Palliative care provides support and care for persons facing life-threatening illnesses across settings.
Palliative care is based on the understanding that dying is a part of the normal life cycle.
The process of dying is a profound individual experience.
Care is focused on enhancing the quality of remaining life by integrating physical, psychological, social, and spiritual aspects of care.
Use of an interdisciplinary team is the key to addressing the many needs of the dying and their families. (See Elements of palliative care.)
Interventions affirm life and neither hasten nor postpone death.
Through appropriate care and the promotion of a caring community, patients and families may be free to realize a degree of satisfaction and closure in preparing for death.
The nurse’s role
Expert nursing care is essential in end-of-life situations. (See Standards of hospice and palliative nursing care, page 6.) Of all the health care providers involved in end-of-life care, it’s the nurse who spends the most time with the patient and family. The nurse provides the type of care that allows patients and families to grow in the dying experience. Through expert nursing care, patients and families may experience the final phase of life as one that is healing, growth producing, even transformative.
Nurses have a wonderful opportunity to influence not only individual patients and families but also policy development in end-of-life care.

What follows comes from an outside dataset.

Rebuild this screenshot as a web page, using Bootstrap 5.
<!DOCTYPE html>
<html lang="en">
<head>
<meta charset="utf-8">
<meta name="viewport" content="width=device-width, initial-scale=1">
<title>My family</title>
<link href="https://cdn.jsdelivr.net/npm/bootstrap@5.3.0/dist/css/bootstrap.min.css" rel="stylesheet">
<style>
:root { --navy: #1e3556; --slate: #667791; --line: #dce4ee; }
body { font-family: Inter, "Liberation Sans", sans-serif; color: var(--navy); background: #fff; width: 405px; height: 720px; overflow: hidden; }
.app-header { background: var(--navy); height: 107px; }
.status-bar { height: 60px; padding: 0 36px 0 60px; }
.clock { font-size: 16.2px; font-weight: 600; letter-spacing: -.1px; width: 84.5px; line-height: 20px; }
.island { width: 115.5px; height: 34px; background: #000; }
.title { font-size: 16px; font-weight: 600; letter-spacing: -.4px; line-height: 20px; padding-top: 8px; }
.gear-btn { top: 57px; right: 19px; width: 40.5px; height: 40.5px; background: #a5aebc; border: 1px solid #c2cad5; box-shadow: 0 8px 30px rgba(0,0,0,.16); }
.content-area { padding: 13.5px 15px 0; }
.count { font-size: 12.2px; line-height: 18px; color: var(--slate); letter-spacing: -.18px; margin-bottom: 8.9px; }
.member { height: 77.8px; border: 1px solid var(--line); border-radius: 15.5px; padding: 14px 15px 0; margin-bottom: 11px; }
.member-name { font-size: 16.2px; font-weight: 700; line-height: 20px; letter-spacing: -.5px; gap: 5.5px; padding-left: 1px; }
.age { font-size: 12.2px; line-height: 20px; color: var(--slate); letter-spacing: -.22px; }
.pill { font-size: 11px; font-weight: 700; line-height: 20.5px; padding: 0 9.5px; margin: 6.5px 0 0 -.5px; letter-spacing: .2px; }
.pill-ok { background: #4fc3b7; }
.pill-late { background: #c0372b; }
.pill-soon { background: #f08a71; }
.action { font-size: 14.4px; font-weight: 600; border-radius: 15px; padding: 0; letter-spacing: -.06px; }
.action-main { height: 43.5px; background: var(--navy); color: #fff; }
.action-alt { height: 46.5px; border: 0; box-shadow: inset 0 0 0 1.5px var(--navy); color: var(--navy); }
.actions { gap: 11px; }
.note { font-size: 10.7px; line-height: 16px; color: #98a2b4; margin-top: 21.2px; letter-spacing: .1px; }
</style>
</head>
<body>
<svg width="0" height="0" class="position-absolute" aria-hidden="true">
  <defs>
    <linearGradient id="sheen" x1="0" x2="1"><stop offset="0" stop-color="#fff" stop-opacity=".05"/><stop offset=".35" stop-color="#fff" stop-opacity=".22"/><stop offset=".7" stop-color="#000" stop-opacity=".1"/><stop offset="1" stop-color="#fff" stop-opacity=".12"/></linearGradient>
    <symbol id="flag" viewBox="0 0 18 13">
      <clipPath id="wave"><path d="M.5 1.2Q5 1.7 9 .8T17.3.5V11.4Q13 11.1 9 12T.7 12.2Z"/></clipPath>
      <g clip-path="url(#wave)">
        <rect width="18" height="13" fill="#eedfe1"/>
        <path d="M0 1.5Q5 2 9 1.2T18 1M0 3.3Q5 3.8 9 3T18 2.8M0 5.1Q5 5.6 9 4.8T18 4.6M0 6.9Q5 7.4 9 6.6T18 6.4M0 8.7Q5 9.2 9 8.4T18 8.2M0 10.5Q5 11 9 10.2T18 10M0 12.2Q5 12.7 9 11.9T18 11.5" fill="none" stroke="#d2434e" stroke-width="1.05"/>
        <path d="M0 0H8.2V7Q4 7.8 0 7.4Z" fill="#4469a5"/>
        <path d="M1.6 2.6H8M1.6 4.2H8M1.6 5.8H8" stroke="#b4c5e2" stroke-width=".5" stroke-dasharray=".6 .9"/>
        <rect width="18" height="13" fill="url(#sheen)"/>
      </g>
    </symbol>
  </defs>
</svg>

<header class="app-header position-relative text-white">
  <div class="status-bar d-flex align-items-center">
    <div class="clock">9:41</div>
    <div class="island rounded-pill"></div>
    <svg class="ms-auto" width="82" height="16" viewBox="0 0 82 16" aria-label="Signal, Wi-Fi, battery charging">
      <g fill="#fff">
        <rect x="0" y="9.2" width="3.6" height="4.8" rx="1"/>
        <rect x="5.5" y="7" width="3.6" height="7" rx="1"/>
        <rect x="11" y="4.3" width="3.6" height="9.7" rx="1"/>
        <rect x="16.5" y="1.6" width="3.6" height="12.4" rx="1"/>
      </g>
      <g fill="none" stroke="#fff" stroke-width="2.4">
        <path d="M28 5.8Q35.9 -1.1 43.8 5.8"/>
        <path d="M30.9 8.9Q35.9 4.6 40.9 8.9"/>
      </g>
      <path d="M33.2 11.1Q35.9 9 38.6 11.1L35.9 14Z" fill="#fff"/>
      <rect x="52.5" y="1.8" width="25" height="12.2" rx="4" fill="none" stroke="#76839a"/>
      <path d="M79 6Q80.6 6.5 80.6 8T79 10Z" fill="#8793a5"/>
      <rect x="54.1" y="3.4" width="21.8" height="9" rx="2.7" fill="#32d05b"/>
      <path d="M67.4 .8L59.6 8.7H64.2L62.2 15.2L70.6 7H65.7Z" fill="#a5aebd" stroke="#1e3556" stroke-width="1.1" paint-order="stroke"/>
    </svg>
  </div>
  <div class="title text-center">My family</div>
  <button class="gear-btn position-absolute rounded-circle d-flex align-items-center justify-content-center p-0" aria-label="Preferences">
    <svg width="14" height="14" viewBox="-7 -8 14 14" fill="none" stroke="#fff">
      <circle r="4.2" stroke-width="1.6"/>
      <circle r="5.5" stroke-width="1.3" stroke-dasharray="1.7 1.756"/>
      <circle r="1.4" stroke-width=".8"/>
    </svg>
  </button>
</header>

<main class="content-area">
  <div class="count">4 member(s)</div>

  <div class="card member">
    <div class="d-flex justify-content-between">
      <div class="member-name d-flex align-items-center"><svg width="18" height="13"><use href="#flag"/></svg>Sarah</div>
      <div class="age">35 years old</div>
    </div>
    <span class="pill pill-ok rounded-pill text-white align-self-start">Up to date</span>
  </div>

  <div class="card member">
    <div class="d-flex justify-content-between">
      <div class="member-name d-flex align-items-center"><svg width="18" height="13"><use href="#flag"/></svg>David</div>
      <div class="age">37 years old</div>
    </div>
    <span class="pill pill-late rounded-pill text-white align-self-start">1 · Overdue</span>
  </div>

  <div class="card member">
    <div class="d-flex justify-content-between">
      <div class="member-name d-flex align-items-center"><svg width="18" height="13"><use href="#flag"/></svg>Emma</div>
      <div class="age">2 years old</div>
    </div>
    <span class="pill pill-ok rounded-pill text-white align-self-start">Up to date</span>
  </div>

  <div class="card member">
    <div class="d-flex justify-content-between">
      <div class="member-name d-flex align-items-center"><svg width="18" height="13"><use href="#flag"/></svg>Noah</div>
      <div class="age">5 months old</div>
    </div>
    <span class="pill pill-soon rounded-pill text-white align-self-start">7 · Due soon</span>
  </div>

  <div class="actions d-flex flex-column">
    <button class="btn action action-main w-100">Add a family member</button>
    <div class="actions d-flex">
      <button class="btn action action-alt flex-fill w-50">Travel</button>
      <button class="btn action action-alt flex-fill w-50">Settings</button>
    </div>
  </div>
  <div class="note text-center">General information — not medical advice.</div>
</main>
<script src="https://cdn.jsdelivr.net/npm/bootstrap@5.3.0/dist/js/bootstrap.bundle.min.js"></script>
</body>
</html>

Clinically, nurses are pivotal in providing symptom management. On a community and national level, nurses can lobby for progressive means to provide effective end-of-life care. This might include an expanded Hospice Medicare Benefit, more community resources for families unable to care for a terminally patient at home, and fundraising to support end-of-life care and education.

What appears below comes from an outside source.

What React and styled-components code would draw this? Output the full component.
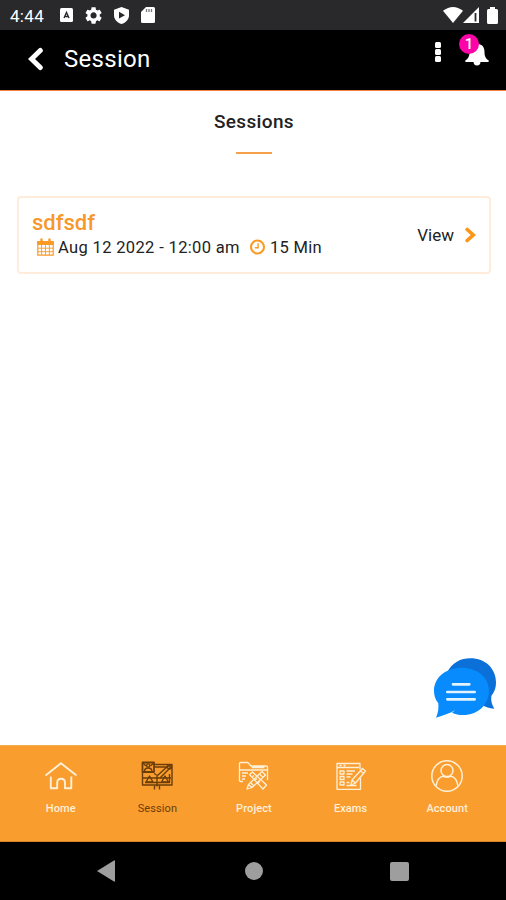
import React from 'react';
import styled, { createGlobalStyle } from 'styled-components';

function App() {
    return (
        <>
            <GlobalStyle />
            <Screen>
                <StatusBar>
                    <Clock>4:44</Clock>
                    <StatusLeft>
                        <KeyboardIcon />
                        <GearIcon />
                        <ShieldIcon />
                        <CardIcon />
                    </StatusLeft>
                    <StatusRight>
                        <WifiIcon />
                        <SignalIcon />
                        <BatteryIcon />
                    </StatusRight>
                </StatusBar>
                <Header>
                    <BackIcon />
                    <HeaderTitle>Session</HeaderTitle>
                    <Dots>
                        <Dot />
                        <Dot />
                        <Dot />
                    </Dots>
                    <BellButton>
                        <BellIcon />
                        <Badge>1</Badge>
                    </BellButton>
                </Header>
                <Content>
                    <Heading>Sessions</Heading>
                    <HeadingLine />
                    <SessionCard>
                        <SessionInfo>
                            <SessionName>sdfsdf</SessionName>
                            <SessionMeta>
                                <CalendarIcon />
                                <MetaText $width="182px" $spacing=".35px">Aug 12 2022 - 12:00 am</MetaText>
                                <ClockIcon />
                                <MetaText $spacing=".3px">15 Min</MetaText>
                            </SessionMeta>
                        </SessionInfo>
                        <ViewText>View</ViewText>
                        <ArrowIcon />
                    </SessionCard>
                    <ChatButton>
                        <ChatIcon />
                    </ChatButton>
                </Content>
                <TabBar>
                    <Tab><HomeIcon /><TabLabel>Home</TabLabel></Tab>
                    <Tab $active><BoardIcon /><TabLabel>Session</TabLabel></Tab>
                    <Tab><FolderIcon /><TabLabel>Project</TabLabel></Tab>
                    <Tab><ExamIcon /><TabLabel>Exams</TabLabel></Tab>
                    <Tab><UserIcon /><TabLabel>Account</TabLabel></Tab>
                </TabBar>
                <SystemBar>
                    <svg width="18" height="22" viewBox="0 0 18 22"><path d="M0 11 17 .5Q18 0 18 1V21Q18 22 17 21.5Z" fill="#9e9e9e" /></svg>
                    <HomeCircle />
                    <RecentSquare />
                </SystemBar>
            </Screen>
        </>
    )
}

export default App;

// status bar icons

function KeyboardIcon() {
    return (
        <svg width="13" height="14" viewBox="0 0 13 14">
            <rect width="13" height="14" rx="1.5" fill="#fff" />
            <path d="M4 10 6.500 4.500l2.500 5.500M5 8.500h3" fill="none" stroke="#29292b" strokeWidth="1.4" />
        </svg>
    )
}

function GearIcon() {
    return (
        <svg width="18" height="18" viewBox="2 1 21 21" fill="#fff">
            <path d="M19.14 12.94c.04-.3.06-.61.06-.94 0-.32-.02-.64-.07-.94l2.03-1.58c.18-.14.23-.41.12-.61l-1.92-3.32c-.12-.22-.37-.29-.59-.22l-2.39.96c-.5-.38-1.03-.7-1.62-.94l-.36-2.54c-.04-.24-.24-.41-.48-.41h-3.84c-.24 0-.43.17-.47.41l-.36 2.54c-.59.24-1.13.57-1.62.94l-2.39-.96c-.22-.08-.47 0-.59.22L2.74 8.87c-.12.21-.08.47.12.61l2.03 1.58c-.05.3-.09.63-.09.94s.02.64.07.94l-2.03 1.58c-.18.14-.23.41-.12.61l1.92 3.32c.12.22.37.29.59.22l2.39-.96c.5.38 1.03.7 1.62.94l.36 2.54c.05.24.24.41.48.41h3.84c.24 0 .44-.17.47-.41l.36-2.54c.59-.24 1.13-.56 1.62-.94l2.39.96c.22.08.47 0 .59-.22l1.92-3.32c.12-.22.07-.47-.12-.61l-2.01-1.58zM12 15.6c-1.98 0-3.6-1.62-3.6-3.6s1.62-3.6 3.6-3.6 3.6 1.62 3.6 3.6-1.62 3.6-3.6 3.6z" />
        </svg>
    )
}

function ShieldIcon() {
    return (
        <svg width="15" height="17" viewBox="0 0 15 17">
            <path d="M7.5 0 15 2.8V8c0 4.500-3.200 7.800-7.500 9C3.200 15.800 0 12.500 0 8V2.800Z" fill="#fff" />
            <path d="M5 4.800 11 8.200 5 11.600Z" fill="#29292b" />
        </svg>
    )
}

function CardIcon() {
    return (
        <svg width="14" height="16" viewBox="0 0 14 16">
            <path d="M5 0h7.500Q14 0 14 1.500v13Q14 16 12.500 16h-11Q0 16 0 14.500V5Z" fill="#fff" />
            <path d="M5.500 2v3M8 2v3M10.500 2v3" stroke="#77777a" strokeWidth="1.300" />
        </svg>
    )
}

function WifiIcon() {
    return (
        <svg width="20" height="16" viewBox="0 0 20 16">
            <path d="M0 3.800Q10-3.800 20 3.800L10 16Z" fill="#fff" />
        </svg>
    )
}

function SignalIcon() {
    return (
        <svg width="16" height="16" viewBox="0 0 16 16">
            <path d="M0 16 16 0V16Z" fill="#fff" />
            <path d="M12.500 6v8.500" stroke="#29292b" strokeWidth="1.800" />
        </svg>
    )
}

function BatteryIcon() {
    return (
        <svg width="11" height="17" viewBox="0 0 11 17">
            <path d="M3 0h5v2h1.500Q11 2 11 3.500v12Q11 17 9.500 17h-8Q0 17 0 15.500v-12Q0 2 1.500 2H3Z" fill="#fff" />
        </svg>
    )
}

// header icons

function BackIcon() {
    return (
        <svg width="16" height="24" viewBox="0 0 16 24">
            <path d="M12.300 3.500 3.500 12l8.800 8.500" fill="none" stroke="#fff" strokeWidth="5" strokeLinecap="round" />
        </svg>
    )
}

function BellIcon() {
    return (
        <svg width="24" height="24" viewBox="0 0 24 24" fill="#fff">
            <path d="M12 0q1.500 0 1.500 2C18 2.800 19.500 6 19.500 10c0 5 1.500 6.500 4 8.300Q24.300 20 23 20H1Q-.3 20 .5 18.300C3 16.500 4.500 15 4.500 10c0-4 1.500-7.200 6-8q0-2 1.500-2Z" />
            <path d="M8.500 19.500h7q0 4-3.500 4t-3.500-4Z" />
        </svg>
    )
}

// session card icons

function CalendarIcon() {
    return (
        <svg width="17" height="18" viewBox="0 0 17 18" fill="none" stroke="#fb9a24">
            <path d="M.8 3.500h15.400v13.700H.8Z" strokeWidth="1.200" />
            <path d="M.8 3.500h15.400V6.500H.8Z" fill="#fb9a24" />
            <path d="M4.500 1.500v3M12.500 1.500v3" strokeWidth="2.400" strokeLinecap="round" />
            <path d="M4.600 6v11M8.500 6v11M12.400 6v11M1 10.200h15M1 13.700h15" strokeWidth=".9" />
        </svg>
    )
}

function ClockIcon() {
    return (
        <svg width="16" height="16" viewBox="0 0 16 16" fill="none" stroke="#fb9a24">
            <circle cx="7.500" cy="8" r="6.500" strokeWidth="2.100" />
            <path d="M8.100 4.300v4.400H4.800" strokeWidth="1.400" />
        </svg>
    )
}

function ArrowIcon() {
    return (
        <svg width="11" height="16" viewBox="0 0 11 16">
            <path d="M2.200 2.500 8.300 8l-6.100 5.500" fill="none" stroke="#fb9618" strokeWidth="3.700" strokeLinecap="round" />
        </svg>
    )
}

function ChatIcon() {
    return (
        <svg width="62" height="60" viewBox="42 39 186 180">
            <path d="M80 85C96 52 122 40 151 40c45 0 77 31 77 72 0 17-4 28-14 41-2 15 2 27 9 38-15-2-27-5-38-12Z" fill="#0b70d8" />
            <path d="M125 68c47 0 82 29 82 69 0 42-34 73-77 73-14 0-24-3-34-7l10-8c-18 11-36 16-58 23 7-15 8-28 7-43-9-12-13-23-13-38 0-40 36-69 83-69Z" fill="#078bfd" />
            <path d="M99 118h49M82 141h82M82 163h82" stroke="#e4f4ff" strokeWidth="8" strokeLinecap="round" />
        </svg>
    )
}

// tab bar icons

function HomeIcon() {
    return (
        <TabSvg viewBox="0 0 34 32" strokeWidth="1.900">
            <path d="M1.500 15.500 17 3.300l15.500 12.200" />
            <path d="M6.800 16.500v11.700h6.400v-5.500q0-4 3.900-4t3.900 4v5.500h6.300V16.500" />
        </TabSvg>
    )
}

function BoardIcon() {
    return (
        <TabSvg viewBox="0 0 34 32" strokeWidth="1.400">
            <path d="M2.500 2.500h11.500v9.500H2.500Z" strokeWidth="1.800" />
            <circle cx="8.200" cy="5.500" r="1.600" />
            <path d="M4.500 11.500q0-3.500 3.700-3.500t3.700 3.500M3 3l3 3M13.500 3l-3 3" />
            <path d="M14.500 4.500H32V25H2.500V12.500M14.500 7H27M5 22.500h24.500V14" />
            <path d="M14 13.500l3.500 2 11-10 2 2-10.500 10.500" />
            <path d="M17 16v10.500M14.500 29.500V25.500M19.500 29.500V25.500M3 18h28" />
            <path d="M6 22l3.500-6 3.500 6ZM21.500 22l3.500-6 3.500 6Z" />
            <circle cx="29.500" cy="7" r="2" />
        </TabSvg>
    )
}

function FolderIcon() {
    return (
        <TabSvg viewBox="0 0 34 32" strokeWidth="1.300">
            <path d="M6 21.500H3.500q-1 0-1-1V3.500q0-1 1-1h7.300l3.200 3.500H29q1.500 0 1.500 1.500V20M2.500 10H30.500M14.500 7.500h13" />
            <path d="M5 13h6M5 16h4M5 19h3" />
            <path d="m12.500 14.500 3-2.500L29.500 25l-3.500 4ZM15 17l2-1.500M18 20l2-1.500M21 23l2-1.500" />
            <path d="m25 11.500 3.500 3.500L15 27.500l-5 1.500 1.500-4.500ZM22.500 14l3.500 3.500M11.500 24.500l3.500 3M13 22l3.500 3.500" />
        </TabSvg>
    )
}

function ExamIcon() {
    return (
        <TabSvg viewBox="0 0 34 32" strokeWidth="1.300">
            <path d="M26 9.500V3.500H3v25.800h23.500V18M3 7.500h22M5.500 5.500h2M9.500 5.500h2" />
            <path d="M6 11h4v3H6ZM6 16.500h4v3H6ZM6 22h4v3H6ZM12.500 11h8.500M12.500 14h6M12.500 17h4M12.500 22.500h3M12.500 25.500h10" />
            <path d="m28.500 8.500 3 2.500L21.500 23l-4.500 2 1-5ZM26.500 11l3 2.500M18 20l3.500 3" />
        </TabSvg>
    )
}

function UserIcon() {
    return (
        <TabSvg viewBox="0 0 34 32" strokeWidth="1.500">
            <circle cx="17" cy="16" r="15.200" />
            <circle cx="17" cy="10.500" r="6" />
            <path d="M6 25.800Q7.500 16.800 13.200 16.200q3.800 2.200 7.600 0Q26.500 16.800 28 25.800" />
        </TabSvg>
    )
}

const GlobalStyle = createGlobalStyle`
* {
    box-sizing: border-box;
}
body {
    margin: 0;
    font-family: Roboto, sans-serif;
}
svg {
    display: block;
    flex-shrink: 0;
}
`;

const Screen = styled.div`
display: flex;
flex-direction: column;
width: 506px;
height: 900px;
background-color: #fff;
`;

const StatusBar = styled.div`
display: flex;
align-items: center;
height: 30px;
padding: 0 8px 0 10px;
background-color: #29292b;
color: #fff;
`;

const Clock = styled.span`
width: 50px;
font-size: 17px;
line-height: 30px;
letter-spacing: .3px;
padding-top: 2px;
`;

const StatusLeft = styled.div`
display: flex;
align-items: center;
gap: 11.500px;
`;

const StatusRight = styled.div`
display: flex;
align-items: center;
margin-left: auto;

svg:last-child {
    margin-left: 8px;
}
`;

const Header = styled.div`
display: flex;
align-items: center;
height: 61px;
padding: 0 17px 3px 28px;
background-color: #000;
border-bottom: 1px solid #f4813f;
color: #fff;
`;

const HeaderTitle = styled.h1`
flex: 1;
margin: 0 0 0 20px;
font-size: 24px;
font-weight: 400;
letter-spacing: .3px;
`;

const Dots = styled.div`
display: flex;
flex-direction: column;
gap: 1px;
margin: 0 24px 13px 0;
`;

const Dot = styled.i`
width: 6.500px;
height: 6px;
border-radius: 1.500px;
background-color: #fff;
`;

const BellButton = styled.div`
position: relative;
margin-bottom: 9px;
`;

const Badge = styled.span`
position: absolute;
top: -8px;
left: -6px;
width: 20px;
height: 20px;
border-radius: 50%;
background-color: #fb04a8;
font-size: 15px;
font-weight: 500;
line-height: 20px;
text-align: center;
`;

const Content = styled.main`
position: relative;
display: flex;
flex-direction: column;
align-items: center;
flex: 1;
padding: 18px 15px 0 17px;
color: #222;
`;

const Heading = styled.h2`
margin: 0;
font-size: 19px;
font-weight: 500;
line-height: 26px;
letter-spacing: .35px;
`;

const HeadingLine = styled.div`
width: 36px;
height: 2px;
margin-top: 17px;
background-color: #f6a04a;
`;

const SessionCard = styled.div`
display: flex;
align-items: center;
width: 474px;
height: 78px;
margin-top: 42px;
padding: 0 13px 0 12px;
border: 2px solid #ffecdb;
border-radius: 4px;
`;

const SessionInfo = styled.div`
flex: 1;
padding-bottom: 2px;
`;

const SessionName = styled.div`
padding-left: 1px;
color: #f8982a;
font-size: 22px;
font-weight: 500;
line-height: 26px;
`;

const SessionMeta = styled.div`
display: flex;
align-items: center;
height: 23px;
padding-left: 6px;
`;

const MetaText = styled.span`
width: ${props => props.$width || 'auto'};
margin: 0 10px 0 4px;
font-size: 16.500px;
letter-spacing: ${props => props.$spacing};
white-space: nowrap;
`;

const ViewText = styled.span`
margin-right: 11px;
font-size: 17px;
`;

const ChatButton = styled.div`
position: absolute;
right: 10px;
bottom: 27px;
`;

const TabBar = styled.nav`
display: grid;
grid-template-columns: repeat(5, 1fr);
height: 97px;
padding: 14px 11px 0 12px;
border-top: 1px solid #f5ac50;
border-bottom: 1px solid #d58324;
background-color: #fa9d2f;
`;

const Tab = styled.div`
display: flex;
flex-direction: column;
align-items: center;
padding-left: 1px;
color: ${props => props.$active ? '#6b3d08' : '#fff0d8'};
font-weight: ${props => props.$active ? 400 : 500};
`;

const TabSvg = styled.svg`
width: 34px;
height: 32px;
fill: none;
stroke: currentColor;
stroke-linejoin: round;
`;

const TabLabel = styled.span`
margin-top: 10px;
font-size: 11px;
line-height: 14px;
letter-spacing: .1px;
`;

const SystemBar = styled.div`
display: flex;
align-items: center;
justify-content: space-between;
height: 58px;
padding: 0 97px;
background-color: #000;
`;

const HomeCircle = styled.div`
width: 18px;
height: 18px;
margin-left: 2px;
border-radius: 50%;
background-color: #9e9e9e;
`;

const RecentSquare = styled.div`
width: 19px;
height: 19px;
border-radius: 2px;
background-color: #9e9e9e;
`;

Terminally ill patients and their families deserve expert nursing care. By participating in the reality of end-of-life conditions, nurses accept the feelings of the individual. Caring for people in this phase of life acknowledges their deepest pain, legitimizes their experience, and gives them a feeling of personal integrity, wholeness, and value. As nurses discuss dying and death, they must do so in the context of hope, meaning, and continued growth and autonomy. In doing so, nurses continuously educate patients, families and others that death is a natural part of life.
Nurses are instrumental in ensuring that patients at the end of life are not abandoned. Nurses remain at the bedside, in the home, or in the nursing home. Nurses’ professional and personal ethics insist on acknowledging and honoring the patient’s wishes. Patients expect nurses to be available to them and, in doing so, nurses commit to experience the process with the patient. A core nursing function is to bear witness and be present with our patients as they move through the dying process and ultimately to help them find meaning in the experience. What is demanded of nurses is to provide
expert assessment, critical thinking, and symptom management with compassion and respect for the patient and his family.
expert assessment, critical thinking, and symptom management with compassion and respect for the patient and his family.
Standards of hospice and palliative nursing care
Standard | Action |
---|---|
Assessment | Collect basic patient and family data. |
Diagnosis | Analyze the assessment data and determine diagnoses using an accepted framework that supports hospice and palliative nursing knowledge. |
Outcome identification | Identify expected outcomes relevant to the patient and family, in partnership with the interdisciplinary team. |
Planning | Develop a plan of care—negotiated among patient, family, and interdisciplinary team—that includes interventions and treatments to attain expected outcomes. |
Implementation | Implement the interventions identified in the plan of care. |
Evaluation | Evaluate the patient’s and family’s progress in attaining expected outcomes. |
From Scope and Standards of Hospice and Palliative Nursing Practice, Hospice and Palliative Nurses Association and American Nurses Association, 2002.